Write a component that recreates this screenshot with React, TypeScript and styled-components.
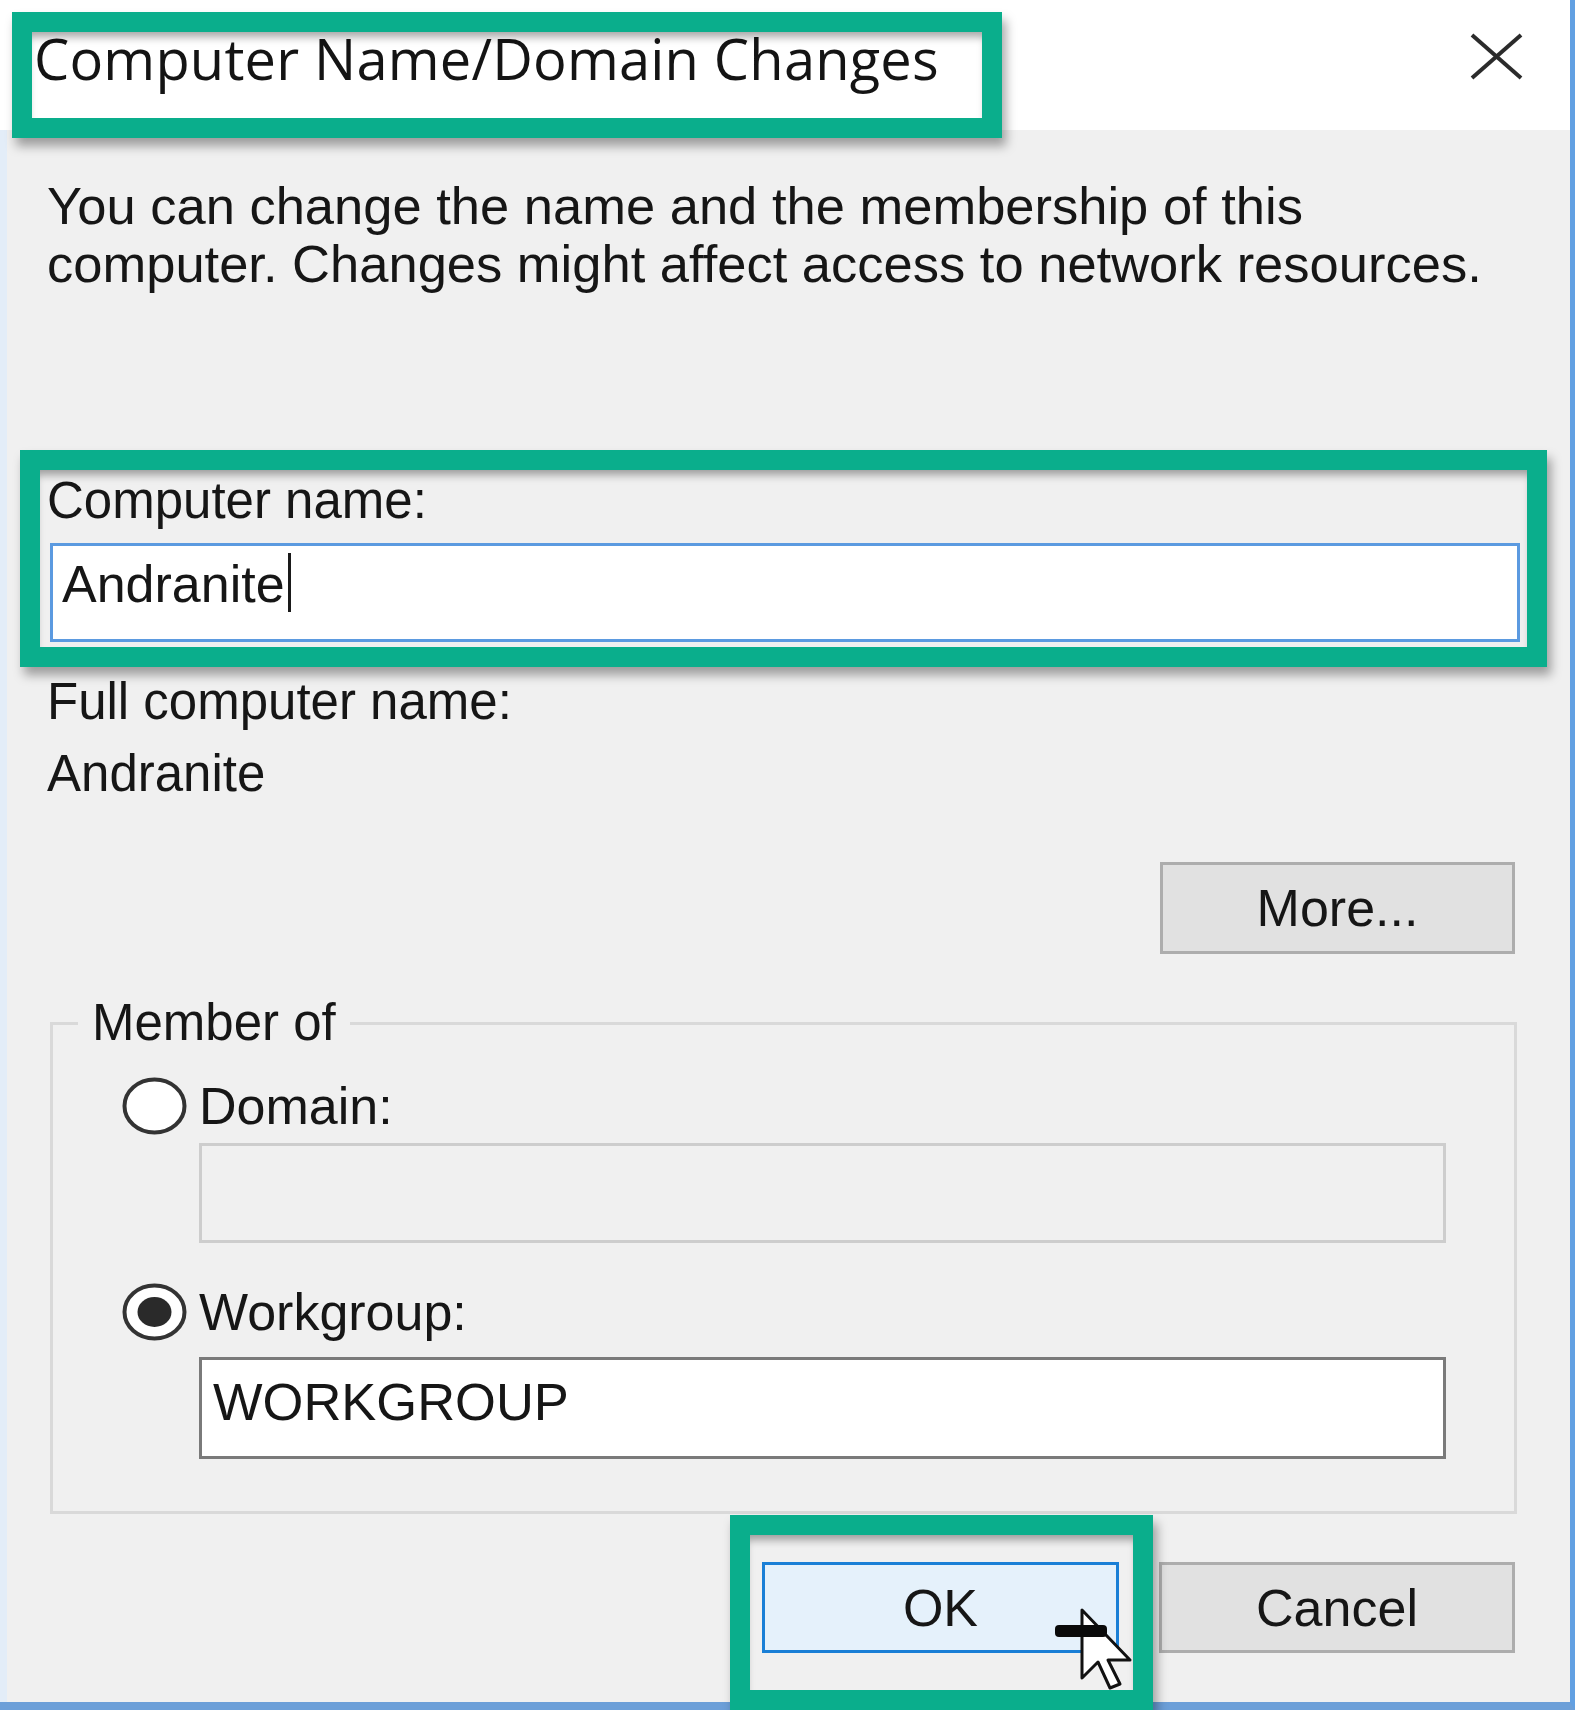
import React from 'react';
import styled, { createGlobalStyle } from 'styled-components';

const GlobalStyle = createGlobalStyle`
  html, body { margin: 0; padding: 0; background: #f0f0f0; }
  body { width: 1575px; height: 1710px; overflow: hidden; }
  *, *::before, *::after { box-sizing: border-box; }
`;

const TEAL = '#0aae8c';

const Window = styled.div`
  position: relative;
  width: 1575px;
  height: 1710px;
  display: flex;
  flex-direction: column;
  background: #f0f0f0;
  border-right: 5px solid #62a0e2;
  border-bottom: 8px solid #6c9fd8;
  font-family: "Liberation Sans", Arial, sans-serif;
  color: #161616;
`;

const TitleBar = styled.div`
  height: 130px;
  flex: none;
  background: #ffffff;
  display: flex;
  justify-content: space-between;
  align-items: flex-start;
  padding: 20px 47px 0 34px;
`;

const Title = styled.div`
  font-family: "Open Sans", "Noto Sans", sans-serif;
  font-size: 56px;
  line-height: normal;
  color: #141414;
  letter-spacing: 0.2px;
`;

const CloseIcon = styled.svg`
  margin-top: 13px;
  display: block;
`;

const Body = styled.div`
  flex: 1;
  display: flex;
  flex-direction: column;
  align-items: flex-start;
  border-left: 7px solid #e3edf8;
  padding: 47px 55px 0 40px;
`;

const Description = styled.p`
  margin: 0;
  max-width: 1460px;
  font-size: 52.5px;
  line-height: 58px;
`;

const Label = styled.div<{ $gap: number }>`
  margin-top: ${(p) => p.$gap}px;
  font-size: 51px;
  line-height: 58px;
  white-space: nowrap;
`;

const TextBox = styled.div<{ $tone: 'focus' | 'normal' | 'disabled' }>`
  height: ${(p) => (p.$tone === 'focus' ? 99 : p.$tone === 'disabled' ? 100 : 102)}px;
  border: 3px solid
    ${(p) => (p.$tone === 'focus' ? '#5b9ae0' : p.$tone === 'disabled' ? '#cdcdcd' : '#7a7a7a')};
  background: ${(p) => (p.$tone === 'disabled' ? '#f0f0f0' : '#ffffff')};
  font-size: 52.5px;
  line-height: 58px;
  white-space: nowrap;
`;

const NameBox = styled(TextBox)`
  width: 1470px;
  margin: 13px 0 0 3px;
  padding: 9px 0 0 9px;
  font-size: 52px;
`;

const Caret = styled.span`
  display: inline-block;
  width: 3px;
  height: 59px;
  margin: -2px 0 0 3px;
  vertical-align: top;
  background: #1a1a1a;
`;

const ButtonRow = styled.div<{ $gap: number }>`
  align-self: stretch;
  display: flex;
  justify-content: flex-end;
  gap: 40px;
  margin-top: ${(p) => p.$gap}px;
`;

const Button = styled.div<{ $primary?: boolean; $w: number; $h: number }>`
  width: ${(p) => p.$w}px;
  height: ${(p) => p.$h}px;
  display: flex;
  align-items: center;
  justify-content: center;
  border: 3px solid ${(p) => (p.$primary ? '#1a7fd6' : '#adadad')};
  background: ${(p) => (p.$primary ? '#e5f1fb' : '#e1e1e1')};
  font-size: 52px;
  line-height: 58px;
`;

const Group = styled.fieldset`
  width: 1467px;
  margin: 40px 0 0 3px;
  padding: 0 68px 52px 25px;
  border: 3px solid #d9d9d9;
  min-width: 0;
`;

const Legend = styled.legend`
  padding: 0 14px;
  font-size: 51px;
  line-height: 58px;
`;

const RadioRow = styled.div<{ $gap: number }>`
  display: flex;
  align-items: center;
  gap: 12px;
  height: 58px;
  margin: ${(p) => p.$gap}px 0 0 44px;
  font-size: 52px;
  line-height: 58px;
`;

const GroupBox = styled(TextBox)<{ $gap: number }>`
  width: 1247px;
  margin: ${(p) => p.$gap}px 0 0 121px;
  padding: 13px 0 0 11px;
`;

const Highlight = styled.div<{ $x: number; $y: number; $w: number; $h: number }>`
  position: absolute;
  left: ${(p) => p.$x}px;
  top: ${(p) => p.$y}px;
  width: ${(p) => p.$w}px;
  height: ${(p) => p.$h}px;
  border: 20px solid ${TEAL};
  box-shadow: 4px 8px 10px rgba(0, 0, 0, 0.35), inset 0 9px 9px -4px rgba(0, 0, 0, 0.35);
  pointer-events: none;
  z-index: 2;
`;

const Cursor = styled.svg`
  position: absolute;
  left: 1050px;
  top: 1605px;
  z-index: 1;
`;

function Radio({ checked }: { checked?: boolean }) {
  return (
    <svg width="65" height="58" viewBox="0 0 65 58">
      <ellipse cx="32.5" cy="29" rx="30" ry="26.5" fill="#ffffff" stroke="#333333" strokeWidth="4" />
      {checked && <ellipse cx="32.5" cy="29" rx="17" ry="15" fill="#2a2a2a" />}
    </svg>
  );
}

export default function App() {
  return (
    <>
      <GlobalStyle />
      <Window>
        <TitleBar>
          <Title>Computer Name/Domain Changes</Title>
          <CloseIcon width="53" height="47" viewBox="0 0 53 47">
            <line x1="2" y1="2" x2="51" y2="45" stroke="#2b2b2b" strokeWidth="4" />
            <line x1="51" y1="2" x2="2" y2="45" stroke="#2b2b2b" strokeWidth="4" />
          </CloseIcon>
        </TitleBar>
        <Body>
          <Description>
            You can change the name and the membership of this computer. Changes might affect access to network
            resources.
          </Description>
          <Label $gap={179}>Computer name:</Label>
          <NameBox $tone="focus">
            Andranite
            <Caret />
          </NameBox>
          <Label $gap={31}>Full computer name:</Label>
          <Label $gap={14}>Andranite</Label>
          <ButtonRow $gap={59}>
            <Button $w={355} $h={92}>More...</Button>
          </ButtonRow>
          <Group>
            <Legend>Member of</Legend>
            <RadioRow $gap={25}>
              <Radio />
              <span>Domain:</span>
            </RadioRow>
            <GroupBox $tone="disabled" $gap={8} />
            <RadioRow $gap={40}>
              <Radio checked />
              <span>Workgroup:</span>
            </RadioRow>
            <GroupBox $tone="normal" $gap={16}>
              WORKGROUP
            </GroupBox>
          </Group>
          <ButtonRow $gap={48}>
            <Button $primary $w={357} $h={91}>OK</Button>
            <Button $w={356} $h={91}>Cancel</Button>
          </ButtonRow>
        </Body>

        <Cursor width="90" height="95" viewBox="0 0 90 95">
          <polygon
            points="32,5 32,73 48,57 60,83 70,79 58,55 80,55"
            fill="#ffffff"
            stroke="#111111"
            strokeWidth="3"
            strokeLinejoin="round"
          />
          <rect x="5" y="20" width="52" height="12" rx="4" fill="#0a0a0a" />
        </Cursor>

        <Highlight $x={12} $y={12} $w={990} $h={126} />
        <Highlight $x={20} $y={450} $w={1527} $h={217} />
        <Highlight $x={730} $y={1515} $w={423} $h={195} />
      </Window>
    </>
  );
}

**WHAT IS NEEDED:** Your task is to reproduce all of the material exactly. The pictures stay out.

**THE REPLY:**
Write a component that recreates this screenshot with React, TypeScript and styled-components.
import React from 'react';
import styled, { createGlobalStyle } from 'styled-components';

const GlobalStyle = createGlobalStyle`
  html, body { margin: 0; padding: 0; background: #f0f0f0; }
  body { width: 1575px; height: 1710px; overflow: hidden; }
  *, *::before, *::after { box-sizing: border-box; }
`;

const TEAL = '#0aae8c';

const Window = styled.div`
  position: relative;
  width: 1575px;
  height: 1710px;
  display: flex;
  flex-direction: column;
  background: #f0f0f0;
  border-right: 5px solid #62a0e2;
  border-bottom: 8px solid #6c9fd8;
  font-family: "Liberation Sans", Arial, sans-serif;
  color: #161616;
`;

const TitleBar = styled.div`
  height: 130px;
  flex: none;
  background: #ffffff;
  display: flex;
  justify-content: space-between;
  align-items: flex-start;
  padding: 20px 47px 0 34px;
`;

const Title = styled.div`
  font-family: "Open Sans", "Noto Sans", sans-serif;
  font-size: 56px;
  line-height: normal;
  color: #141414;
  letter-spacing: 0.2px;
`;

const CloseIcon = styled.svg`
  margin-top: 13px;
  display: block;
`;

const Body = styled.div`
  flex: 1;
  display: flex;
  flex-direction: column;
  align-items: flex-start;
  border-left: 7px solid #e3edf8;
  padding: 47px 55px 0 40px;
`;

const Description = styled.p`
  margin: 0;
  max-width: 1460px;
  font-size: 52.5px;
  line-height: 58px;
`;

const Label = styled.div<{ $gap: number }>`
  margin-top: ${(p) => p.$gap}px;
  font-size: 51px;
  line-height: 58px;
  white-space: nowrap;
`;

const TextBox = styled.div<{ $tone: 'focus' | 'normal' | 'disabled' }>`
  height: ${(p) => (p.$tone === 'focus' ? 99 : p.$tone === 'disabled' ? 100 : 102)}px;
  border: 3px solid
    ${(p) => (p.$tone === 'focus' ? '#5b9ae0' : p.$tone === 'disabled' ? '#cdcdcd' : '#7a7a7a')};
  background: ${(p) => (p.$tone === 'disabled' ? '#f0f0f0' : '#ffffff')};
  font-size: 52.5px;
  line-height: 58px;
  white-space: nowrap;
`;

const NameBox = styled(TextBox)`
  width: 1470px;
  margin: 13px 0 0 3px;
  padding: 9px 0 0 9px;
  font-size: 52px;
`;

const Caret = styled.span`
  display: inline-block;
  width: 3px;
  height: 59px;
  margin: -2px 0 0 3px;
  vertical-align: top;
  background: #1a1a1a;
`;

const ButtonRow = styled.div<{ $gap: number }>`
  align-self: stretch;
  display: flex;
  justify-content: flex-end;
  gap: 40px;
  margin-top: ${(p) => p.$gap}px;
`;

const Button = styled.div<{ $primary?: boolean; $w: number; $h: number }>`
  width: ${(p) => p.$w}px;
  height: ${(p) => p.$h}px;
  display: flex;
  align-items: center;
  justify-content: center;
  border: 3px solid ${(p) => (p.$primary ? '#1a7fd6' : '#adadad')};
  background: ${(p) => (p.$primary ? '#e5f1fb' : '#e1e1e1')};
  font-size: 52px;
  line-height: 58px;
`;

const Group = styled.fieldset`
  width: 1467px;
  margin: 40px 0 0 3px;
  padding: 0 68px 52px 25px;
  border: 3px solid #d9d9d9;
  min-width: 0;
`;

const Legend = styled.legend`
  padding: 0 14px;
  font-size: 51px;
  line-height: 58px;
`;

const RadioRow = styled.div<{ $gap: number }>`
  display: flex;
  align-items: center;
  gap: 12px;
  height: 58px;
  margin: ${(p) => p.$gap}px 0 0 44px;
  font-size: 52px;
  line-height: 58px;
`;

const GroupBox = styled(TextBox)<{ $gap: number }>`
  width: 1247px;
  margin: ${(p) => p.$gap}px 0 0 121px;
  padding: 13px 0 0 11px;
`;

const Highlight = styled.div<{ $x: number; $y: number; $w: number; $h: number }>`
  position: absolute;
  left: ${(p) => p.$x}px;
  top: ${(p) => p.$y}px;
  width: ${(p) => p.$w}px;
  height: ${(p) => p.$h}px;
  border: 20px solid ${TEAL};
  box-shadow: 4px 8px 10px rgba(0, 0, 0, 0.35), inset 0 9px 9px -4px rgba(0, 0, 0, 0.35);
  pointer-events: none;
  z-index: 2;
`;

const Cursor = styled.svg`
  position: absolute;
  left: 1050px;
  top: 1605px;
  z-index: 1;
`;

function Radio({ checked }: { checked?: boolean }) {
  return (
    <svg width="65" height="58" viewBox="0 0 65 58">
      <ellipse cx="32.5" cy="29" rx="30" ry="26.5" fill="#ffffff" stroke="#333333" strokeWidth="4" />
      {checked && <ellipse cx="32.5" cy="29" rx="17" ry="15" fill="#2a2a2a" />}
    </svg>
  );
}

export default function App() {
  return (
    <>
      <GlobalStyle />
      <Window>
        <TitleBar>
          <Title>Computer Name/Domain Changes</Title>
          <CloseIcon width="53" height="47" viewBox="0 0 53 47">
            <line x1="2" y1="2" x2="51" y2="45" stroke="#2b2b2b" strokeWidth="4" />
            <line x1="51" y1="2" x2="2" y2="45" stroke="#2b2b2b" strokeWidth="4" />
          </CloseIcon>
        </TitleBar>
        <Body>
          <Description>
            You can change the name and the membership of this computer. Changes might affect access to network
            resources.
          </Description>
          <Label $gap={179}>Computer name:</Label>
          <NameBox $tone="focus">
            Andranite
            <Caret />
          </NameBox>
          <Label $gap={31}>Full computer name:</Label>
          <Label $gap={14}>Andranite</Label>
          <ButtonRow $gap={59}>
            <Button $w={355} $h={92}>More...</Button>
          </ButtonRow>
          <Group>
            <Legend>Member of</Legend>
            <RadioRow $gap={25}>
              <Radio />
              <span>Domain:</span>
            </RadioRow>
            <GroupBox $tone="disabled" $gap={8} />
            <RadioRow $gap={40}>
              <Radio checked />
              <span>Workgroup:</span>
            </RadioRow>
            <GroupBox $tone="normal" $gap={16}>
              WORKGROUP
            </GroupBox>
          </Group>
          <ButtonRow $gap={48}>
            <Button $primary $w={357} $h={91}>OK</Button>
            <Button $w={356} $h={91}>Cancel</Button>
          </ButtonRow>
        </Body>

        <Cursor width="90" height="95" viewBox="0 0 90 95">
          <polygon
            points="32,5 32,73 48,57 60,83 70,79 58,55 80,55"
            fill="#ffffff"
            stroke="#111111"
            strokeWidth="3"
            strokeLinejoin="round"
          />
          <rect x="5" y="20" width="52" height="12" rx="4" fill="#0a0a0a" />
        </Cursor>

        <Highlight $x={12} $y={12} $w={990} $h={126} />
        <Highlight $x={20} $y={450} $w={1527} $h={217} />
        <Highlight $x={730} $y={1515} $w={423} $h={195} />
      </Window>
    </>
  );
}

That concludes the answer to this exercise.